• [RAW DATA]
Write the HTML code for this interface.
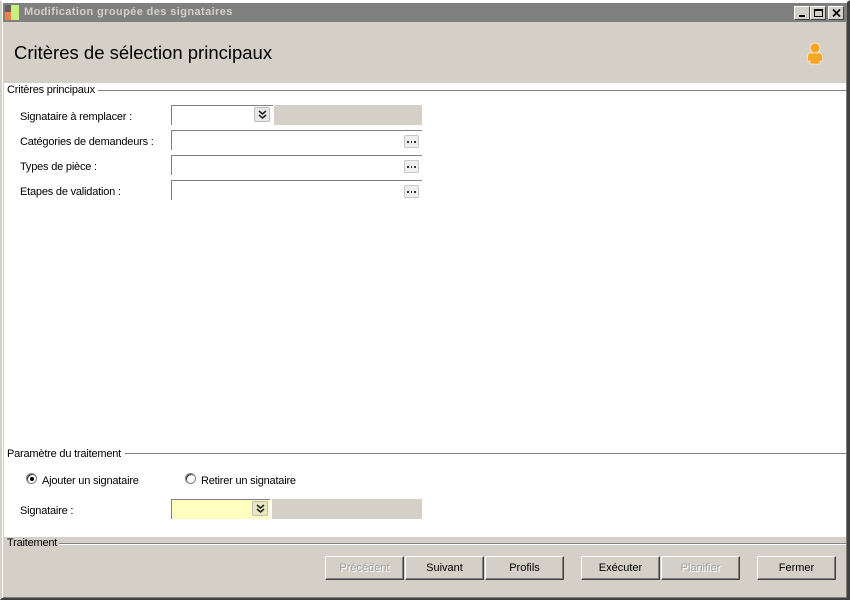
<!DOCTYPE html>
<html><head><meta charset="utf-8"><style>
*{margin:0;padding:0;box-sizing:border-box}
body{width:850px;height:600px;overflow:hidden;background:#d4d0c8;font-family:"Liberation Sans",sans-serif;font-size:11px;color:#000;position:relative}
.a{position:absolute}
.win{left:0;top:0;width:850px;height:600px;border-left:2px solid #d4d0c8;border-top:2px solid #fff;border-right:3px solid #404040;border-bottom:2px solid #404040;box-shadow:inset 1px 1px 0 #fff,inset -1px -1px 0 #808080}
.tb{left:3px;top:3px;width:843px;height:19px;background:#808080}
.tt{left:24px;top:6px;color:#d4d0c8;font-weight:bold;font-size:11px;letter-spacing:0.4px}
.wb{top:6px;width:16px;height:14px;background:#d4d0c8;border:1px solid;border-color:#fff #404040 #404040 #fff}
.panel{left:4px;top:83px;width:842px;height:454px;background:#fff}
.lbl{font-size:11px;letter-spacing:-0.2px;white-space:nowrap}
.line{height:1px;background:#808080}
.inp{height:20px;border-top:1px solid #808080;border-left:1px solid #808080;background:#fff}
.dots{width:15px;height:13px;border:1px solid #c8c8c8;background:#eee;border-radius:2px}
.dd{width:16px;height:15px;border:1px solid #bbb;border-radius:2px}
.btn{top:556px;height:24px;width:79px;border:1px solid;border-color:#fff #404040 #404040 #fff;box-shadow:inset -1px -1px 0 #808080;text-align:center;line-height:22px;font-size:11px}
.dis{color:#a0a0a0;text-shadow:1px 1px 0 #fff}
.rad{width:11px;height:11px;border-radius:50%;border:1px solid #808080;background:#fff;box-shadow:inset 1px 1px 0 #404040}
</style></head><body>
<div class="a win"></div>
<div class="a tb"></div>
<div class="a" style="left:5px;top:5px;width:6px;height:7px;background:#606060"></div>
<div class="a" style="left:5px;top:12px;width:6px;height:8px;background:#f08050"></div>
<div class="a" style="left:11px;top:5px;width:8px;height:15px;background:#c8f080"></div>
<div class="a tt">Modification groupée des signataires</div>
<div class="a wb" style="left:794px"><div class="a" style="left:4px;top:8px;width:6px;height:2px;background:#000"></div></div>
<div class="a wb" style="left:810px"><div class="a" style="left:3px;top:2px;width:9px;height:8px;border:1px solid #000;border-top-width:2px"></div></div>
<div class="a wb" style="left:828px"><svg class="a" style="left:3px;top:2px" width="9" height="8"><path d="M1 0.5L8 7.5M8 0.5L1 7.5" stroke="#000" stroke-width="1.6"/></svg></div>
<div class="a" style="left:14px;top:42px;font-size:18.5px">Critères de sélection principaux</div>
<svg class="a" style="left:805px;top:42px" width="20" height="24"><circle cx="10" cy="6" r="5" fill="#f5a623" stroke="#fff" stroke-width="0.6"/><path d="M3 13 Q3 11 6 11 L14 11 Q17 11 17 13 L18 19 L15 19 L15 22 L5 22 L5 19 L2 19 Z" fill="#f5a623" stroke="#fff" stroke-width="0.6"/></svg>
<div class="a panel"></div>
<div class="a lbl" style="left:7px;top:84px">Critères principaux</div>
<div class="a line" style="left:98px;top:90px;width:748px"></div>
<div class="a lbl" style="left:20px;top:111px">Signataire à remplacer :</div>
<div class="a inp" style="left:171px;top:105px;width:102px"></div>
<div class="a dd" style="left:254px;top:107px;background:#e8e8e8"><svg class="a" style="left:3px;top:2px" width="9" height="10"><path d="M1 1L4.5 4L8 1M1 5L4.5 8L8 5" stroke="#222" stroke-width="1.6" fill="none"/></svg></div>
<div class="a" style="left:274px;top:105px;width:148px;height:20px;background:#d4d0c8"></div>
<div class="a lbl" style="left:20px;top:136px">Catégories de demandeurs :</div>
<div class="a inp" style="left:171px;top:130px;width:251px"></div>
<div class="a dots" style="left:404px;top:135px"><div class="a" style="left:2px;top:5px;width:9px;height:2px;border-left:2px solid #333;border-right:2px solid #333;background:linear-gradient(90deg,transparent 2px,#333 2px,#333 3px,transparent 3px)"></div></div>
<div class="a lbl" style="left:20px;top:161px">Types de pièce :</div>
<div class="a inp" style="left:171px;top:155px;width:251px"></div>
<div class="a dots" style="left:404px;top:160px"><div class="a" style="left:2px;top:5px;width:9px;height:2px;border-left:2px solid #333;border-right:2px solid #333;background:linear-gradient(90deg,transparent 2px,#333 2px,#333 3px,transparent 3px)"></div></div>
<div class="a lbl" style="left:20px;top:186px">Etapes de validation :</div>
<div class="a inp" style="left:171px;top:180px;width:251px"></div>
<div class="a dots" style="left:404px;top:185px"><div class="a" style="left:2px;top:5px;width:9px;height:2px;border-left:2px solid #333;border-right:2px solid #333;background:linear-gradient(90deg,transparent 2px,#333 2px,#333 3px,transparent 3px)"></div></div>
<div class="a lbl" style="left:7px;top:448px">Paramètre du traitement</div>
<div class="a line" style="left:125px;top:453px;width:721px"></div>
<div class="a rad" style="left:26px;top:473px"></div>
<div class="a" style="left:30px;top:477px;width:4px;height:4px;border-radius:50%;background:#000"></div>
<div class="a lbl" style="left:42px;top:475px">Ajouter un signataire</div>
<div class="a rad" style="left:185px;top:473px"></div>
<div class="a lbl" style="left:201px;top:475px">Retirer un signataire</div>
<div class="a lbl" style="left:20px;top:505px">Signataire :</div>
<div class="a" style="left:171px;top:499px;width:99px;height:20px;background:#ffffc0;border-top:1px solid #808080;border-left:1px solid #808080"></div>
<div class="a dd" style="left:252px;top:501px;background:#e8e8c0"><svg class="a" style="left:3px;top:2px" width="9" height="10"><path d="M1 1L4.5 4L8 1M1 5L4.5 8L8 5" stroke="#222" stroke-width="1.6" fill="none"/></svg></div>
<div class="a" style="left:272px;top:499px;width:150px;height:20px;background:#d4d0c8"></div>
<div class="a lbl" style="left:7px;top:537px">Traitement</div>
<div class="a line" style="left:59px;top:543px;width:787px"></div>
<div class="a" style="left:59px;top:544px;width:787px;height:1px;background:#fff"></div>
<div class="a btn dis" style="left:325px">Précédent</div>
<div class="a btn" style="left:405px">Suivant</div>
<div class="a btn" style="left:485px">Profils</div>
<div class="a btn" style="left:581px">Exécuter</div>
<div class="a btn dis" style="left:661px">Planifier</div>
<div class="a btn" style="left:757px">Fermer</div>
</body></html>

• [PROBLEM REQUIREMENTS] Quote the data above in full, leaving out the pictures it holds.

• [WRITTEN SOLUTION]
Write the HTML code for this interface.
<!DOCTYPE html>
<html><head><meta charset="utf-8"><style>
*{margin:0;padding:0;box-sizing:border-box}
body{width:850px;height:600px;overflow:hidden;background:#d4d0c8;font-family:"Liberation Sans",sans-serif;font-size:11px;color:#000;position:relative}
.a{position:absolute}
.win{left:0;top:0;width:850px;height:600px;border-left:2px solid #d4d0c8;border-top:2px solid #fff;border-right:3px solid #404040;border-bottom:2px solid #404040;box-shadow:inset 1px 1px 0 #fff,inset -1px -1px 0 #808080}
.tb{left:3px;top:3px;width:843px;height:19px;background:#808080}
.tt{left:24px;top:6px;color:#d4d0c8;font-weight:bold;font-size:11px;letter-spacing:0.4px}
.wb{top:6px;width:16px;height:14px;background:#d4d0c8;border:1px solid;border-color:#fff #404040 #404040 #fff}
.panel{left:4px;top:83px;width:842px;height:454px;background:#fff}
.lbl{font-size:11px;letter-spacing:-0.2px;white-space:nowrap}
.line{height:1px;background:#808080}
.inp{height:20px;border-top:1px solid #808080;border-left:1px solid #808080;background:#fff}
.dots{width:15px;height:13px;border:1px solid #c8c8c8;background:#eee;border-radius:2px}
.dd{width:16px;height:15px;border:1px solid #bbb;border-radius:2px}
.btn{top:556px;height:24px;width:79px;border:1px solid;border-color:#fff #404040 #404040 #fff;box-shadow:inset -1px -1px 0 #808080;text-align:center;line-height:22px;font-size:11px}
.dis{color:#a0a0a0;text-shadow:1px 1px 0 #fff}
.rad{width:11px;height:11px;border-radius:50%;border:1px solid #808080;background:#fff;box-shadow:inset 1px 1px 0 #404040}
</style></head><body>
<div class="a win"></div>
<div class="a tb"></div>
<div class="a" style="left:5px;top:5px;width:6px;height:7px;background:#606060"></div>
<div class="a" style="left:5px;top:12px;width:6px;height:8px;background:#f08050"></div>
<div class="a" style="left:11px;top:5px;width:8px;height:15px;background:#c8f080"></div>
<div class="a tt">Modification groupée des signataires</div>
<div class="a wb" style="left:794px"><div class="a" style="left:4px;top:8px;width:6px;height:2px;background:#000"></div></div>
<div class="a wb" style="left:810px"><div class="a" style="left:3px;top:2px;width:9px;height:8px;border:1px solid #000;border-top-width:2px"></div></div>
<div class="a wb" style="left:828px"><svg class="a" style="left:3px;top:2px" width="9" height="8"><path d="M1 0.5L8 7.5M8 0.5L1 7.5" stroke="#000" stroke-width="1.6"/></svg></div>
<div class="a" style="left:14px;top:42px;font-size:18.5px">Critères de sélection principaux</div>
<svg class="a" style="left:805px;top:42px" width="20" height="24"><circle cx="10" cy="6" r="5" fill="#f5a623" stroke="#fff" stroke-width="0.6"/><path d="M3 13 Q3 11 6 11 L14 11 Q17 11 17 13 L18 19 L15 19 L15 22 L5 22 L5 19 L2 19 Z" fill="#f5a623" stroke="#fff" stroke-width="0.6"/></svg>
<div class="a panel"></div>
<div class="a lbl" style="left:7px;top:84px">Critères principaux</div>
<div class="a line" style="left:98px;top:90px;width:748px"></div>
<div class="a lbl" style="left:20px;top:111px">Signataire à remplacer :</div>
<div class="a inp" style="left:171px;top:105px;width:102px"></div>
<div class="a dd" style="left:254px;top:107px;background:#e8e8e8"><svg class="a" style="left:3px;top:2px" width="9" height="10"><path d="M1 1L4.5 4L8 1M1 5L4.5 8L8 5" stroke="#222" stroke-width="1.6" fill="none"/></svg></div>
<div class="a" style="left:274px;top:105px;width:148px;height:20px;background:#d4d0c8"></div>
<div class="a lbl" style="left:20px;top:136px">Catégories de demandeurs :</div>
<div class="a inp" style="left:171px;top:130px;width:251px"></div>
<div class="a dots" style="left:404px;top:135px"><div class="a" style="left:2px;top:5px;width:9px;height:2px;border-left:2px solid #333;border-right:2px solid #333;background:linear-gradient(90deg,transparent 2px,#333 2px,#333 3px,transparent 3px)"></div></div>
<div class="a lbl" style="left:20px;top:161px">Types de pièce :</div>
<div class="a inp" style="left:171px;top:155px;width:251px"></div>
<div class="a dots" style="left:404px;top:160px"><div class="a" style="left:2px;top:5px;width:9px;height:2px;border-left:2px solid #333;border-right:2px solid #333;background:linear-gradient(90deg,transparent 2px,#333 2px,#333 3px,transparent 3px)"></div></div>
<div class="a lbl" style="left:20px;top:186px">Etapes de validation :</div>
<div class="a inp" style="left:171px;top:180px;width:251px"></div>
<div class="a dots" style="left:404px;top:185px"><div class="a" style="left:2px;top:5px;width:9px;height:2px;border-left:2px solid #333;border-right:2px solid #333;background:linear-gradient(90deg,transparent 2px,#333 2px,#333 3px,transparent 3px)"></div></div>
<div class="a lbl" style="left:7px;top:448px">Paramètre du traitement</div>
<div class="a line" style="left:125px;top:453px;width:721px"></div>
<div class="a rad" style="left:26px;top:473px"></div>
<div class="a" style="left:30px;top:477px;width:4px;height:4px;border-radius:50%;background:#000"></div>
<div class="a lbl" style="left:42px;top:475px">Ajouter un signataire</div>
<div class="a rad" style="left:185px;top:473px"></div>
<div class="a lbl" style="left:201px;top:475px">Retirer un signataire</div>
<div class="a lbl" style="left:20px;top:505px">Signataire :</div>
<div class="a" style="left:171px;top:499px;width:99px;height:20px;background:#ffffc0;border-top:1px solid #808080;border-left:1px solid #808080"></div>
<div class="a dd" style="left:252px;top:501px;background:#e8e8c0"><svg class="a" style="left:3px;top:2px" width="9" height="10"><path d="M1 1L4.5 4L8 1M1 5L4.5 8L8 5" stroke="#222" stroke-width="1.6" fill="none"/></svg></div>
<div class="a" style="left:272px;top:499px;width:150px;height:20px;background:#d4d0c8"></div>
<div class="a lbl" style="left:7px;top:537px">Traitement</div>
<div class="a line" style="left:59px;top:543px;width:787px"></div>
<div class="a" style="left:59px;top:544px;width:787px;height:1px;background:#fff"></div>
<div class="a btn dis" style="left:325px">Précédent</div>
<div class="a btn" style="left:405px">Suivant</div>
<div class="a btn" style="left:485px">Profils</div>
<div class="a btn" style="left:581px">Exécuter</div>
<div class="a btn dis" style="left:661px">Planifier</div>
<div class="a btn" style="left:757px">Fermer</div>
</body></html>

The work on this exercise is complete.